Montage Editing Notes

What is Montage Editing?

  • The production of a rapid succession of images in a motion picture too illustrate an association of ideas.
  • E.g. : Rocky training montage
  • Helps to establish characteristics and themes
  • [Montage is] "the nerve of cinema...to determine the nature of montage is to solve the specific problem of cinema."
Soviet Montage Theory
  • Lev Kuleshov
  • Russian filmmaker and theorist
  • Idea that the juxtaposition of different images can lead the viewer to reach different conclusions about the action in a film.
Kuleshov Effect
  • Not just the acting or content of the scene that can elicit an emotional response
  • The viewer brings their own emotional response
Sergei Eisenstein
  • Believed that editing could be used for more than just showing a scene
  • Felt the "collision" of shots could be used to manipulate the emotions of the audience and create film metaphors
  • Differed from Kuleshov in believing that "each sequential element is perceived not next to each other, but on top of each other.
Eisenstein's Movement Theory
  • Discontinuity editing
  • Violations of continuity rules including the 180 degree rule
  • Transitions between shots are deliberately obvious, less fluid, and non-seamless
  • Argued that montage is inherently dialectical (new ideas emerging from conflict)
Eisenstein's Montage Theory
  • Eisenstein developed what he called the methods of montage
  • Metric
    • From "October"(1927)
    • Editing follows a specific number of frames regardless of what happens to the image
    • Simple relationships between images work best
    • Suitable for simple marge-time montages
    • Can overcomplicate emotionally (DANGER)
  • Rhythmic
    • From "Batlteship Potemkin" (1925)
    • Focuses not on the time between shot changes but key movements in the frame (eye movements.
  • Tonal
    • From "Battleship Potemkin" (1925)
    • Focuses on the emotional meaning of the shots, not just manipulating the temporal length of the cuts or its rhythmical characteristics.
  • Overtonal
    • From "Strike" (1926)
    • The interplay of the metric rhythmic and tonal characteristics
  • Intellectual
    • From "Strike" 1925
    • The introduction of ideas and associations into the edit
    • Conflict juxtaposition of intellectual effects

Film Reflection 14th March

Today in film, we continued planning our movie.  After consideration, we decided to change the theme of the movie slightly from "The Consequences of Experimenting with Drugs" to a more twisting concept that the drug would at first enhance the person in question, before gradually injuring him and eventually killing him.

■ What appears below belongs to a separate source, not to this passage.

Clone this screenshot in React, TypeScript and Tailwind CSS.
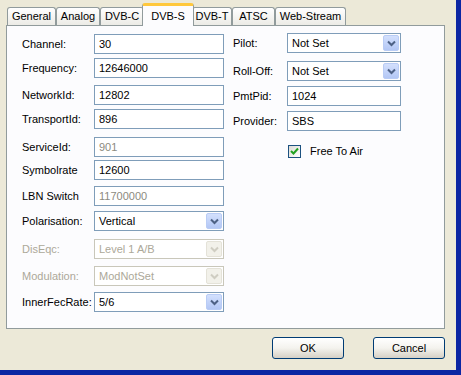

We refined many of the details we had discussed, and began finalizing a list of recurring shots we would want to include in our movie:

  • Apple being cut, first calmly into quarters with a knife, and later violently into random pieces with a cleaver
  • Heart rate monitor, gradually slowing and stopping
  • Chess game, which at first the Person wins, but he is gradually beaten by an unseen character who in the final shot of the film is revealed to not exist at all.
  • Person working on math problems. At first he has trouble, but after taking the drug the problems are solved faster and faster. However, after the side-effects of the drug begin to appear, the film begins to reverse, showing him erasing his progress, until the page is empty again.
  • Person reading a book. He reads faster and faster, eventually finishing it and putting it down. However, he opens it later, only to find that the pages of the book are blank.
  • After about halfway through the film, the side-effects of the drug begin to kick in. This is shown by gritted teeth, spasming fingers, etc. This will be interspersed with the "bad" incarnation of each of the previous shots.
We have begun refining this into a shot list, and anticipate finishing our shooting by the end of this week.